The target market vaporizes
This is a serious problem for the Eastern Mediterranean. Even the region’s biggest local markets – Egypt and Israel – can’t absorb all the gas that’s being produced or slated for production. Europe is supposed to be the big market for Eastern Mediterranean gas
Egypt has ceased exporting LNG since March and has idled its single plant. In Cyprus, ExxonMobil and a partnership between ENI and Total have put off conducting any more exploratory drilling.

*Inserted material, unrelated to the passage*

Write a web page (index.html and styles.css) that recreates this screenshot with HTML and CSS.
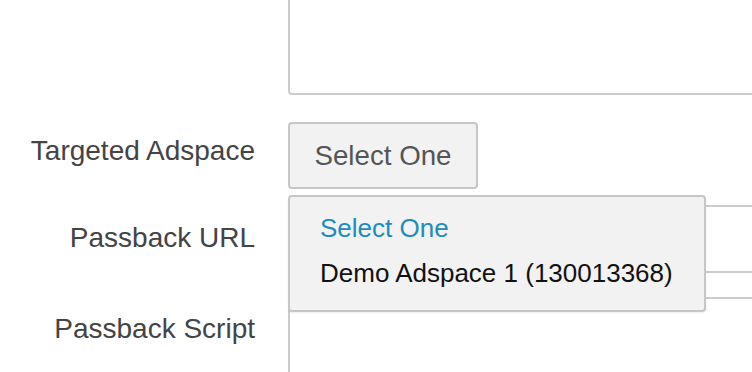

Noble Energy and Israel’s Delek Group, the partners in Cyprus’ Aphrodite field, may have to delay plans to build a pipeline to Egypt, whence the gas was supposed to be sent on to Europe as LNG.
So far, Israel has been spared the impact of the glut because most of its gas is sold at home and the domestic market is delinked from global market trends by contracts set at high prices. (The problems at Delek Group, one of the two main partners in the Tamar and Leviathan fields, are due to its foreign oil assets, not its local gas ones.) But the Israeli gas market is saturated. Its future lies in exports, and the future looks bleak.
Israel’s big export success to date is the deal signed last year to sell gas to Egypt’s Dolphinus. Egypt has plenty of its own gas, so the Israeli gas is supposed to be re-exported to Europe as LNG processed at Egyptian plants. But prices are now too low to justify doing that and, in any case, no one in Europe wants it. Dolphinus is supposed to take even more Israeli gas starting in July, but it’s hard to imagine why it would want to.
Jordan, a much smaller Israeli export customer, may also decide that Israeli gas is too expensive (and with annexation carries too big a political price) and opt for cheaper LNG from Qatar.
The fact that the European market is all but dead for now is a comparatively little problem for Israel. The big problem is that it may never come back to life. Prices may recover, but the halt in Eastern Mediterranean development means there won’t be much gas to sell Europe for years to come.
In the longer run, Europe and the rest of the world seem destined to move on to alternative energy in place of fossil fuels. Coal is already on the way out and the oil outlook is dim. Gas may hold out a little longer because it is cleaner than the other two, but that’s not the kind of future to inspire energy companies to spend billions on exploration and development. The Eastern Mediterranean gas party may have ended before it began.